Toshiba has steadily invested in training centers in the United States, said Floyd Pierson, manager of Toshiba's technical center group. In Ontario, Calif., Toshiba is building an 18,200-square-foot West Coast facility to bring its operations under one roof. The operation is now housed in three buildings, he said.
Toshiba also runs a training center, with four machines and a classroom, at its office in Randolph, N.J.
At the Chicago Technology Seminar, attendees also heard how the precision of Toshiba's EC and ECN all-electric injection presses make them well-suited for micromolding and liquid silicone rubber.
``With a good position-controlled electric machine, the clamp repeatability is measured in thousands of an inch,'' Werner said.
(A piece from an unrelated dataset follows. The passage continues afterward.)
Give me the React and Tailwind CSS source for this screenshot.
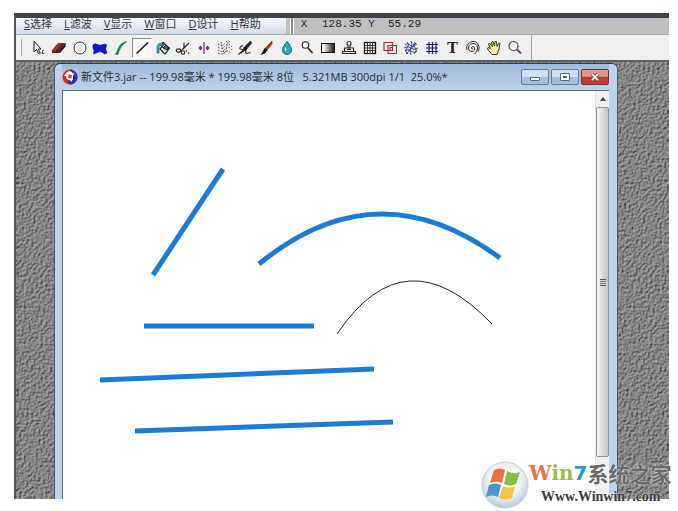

A 5-ton EC has a micro-sized shot of 0.05-gram.
``It's very possible in true micromolding that one [resin] pellet can make up to 500 parts,'' Werner said.
One Toshiba feature, called FIT, means that, as resin viscosity changes, the press maintains exact shot-to-shot weight consistency. Another feature, called Plastrol, improves repeatability of the shot, presets the check ring and lowers screw flight pressure.
Werner said Toshiba presses with clamping forces of 50 tons and lower are appropriate for micromolding.
Position and speed control, combined with the real-time self-correcting technology of Toshiba's all-electrics, also are important for LSR molding, said Mike Parnell, Toshiba's technical engineer for plastics machinery. ``You don't want any variation. You have to be very delicate with this,'' he said.
In LSR molding, two components are mixed in a static mixer, then pumped into the barrel. The thermoset LSR sets up in a heated mold, the opposite of traditional thermoplastic molding where a chilled mold cools the part.
Toshiba devoted several presentations on LSR molding at the conference, including Kingston Mold & Machine Ltd., GE Advanced Materials and Fluid Automation Inc.. Other speakers including experts from PolyOne Corp., Spirex Corp., Priamus System Technologies LLC., MGS and Trexel.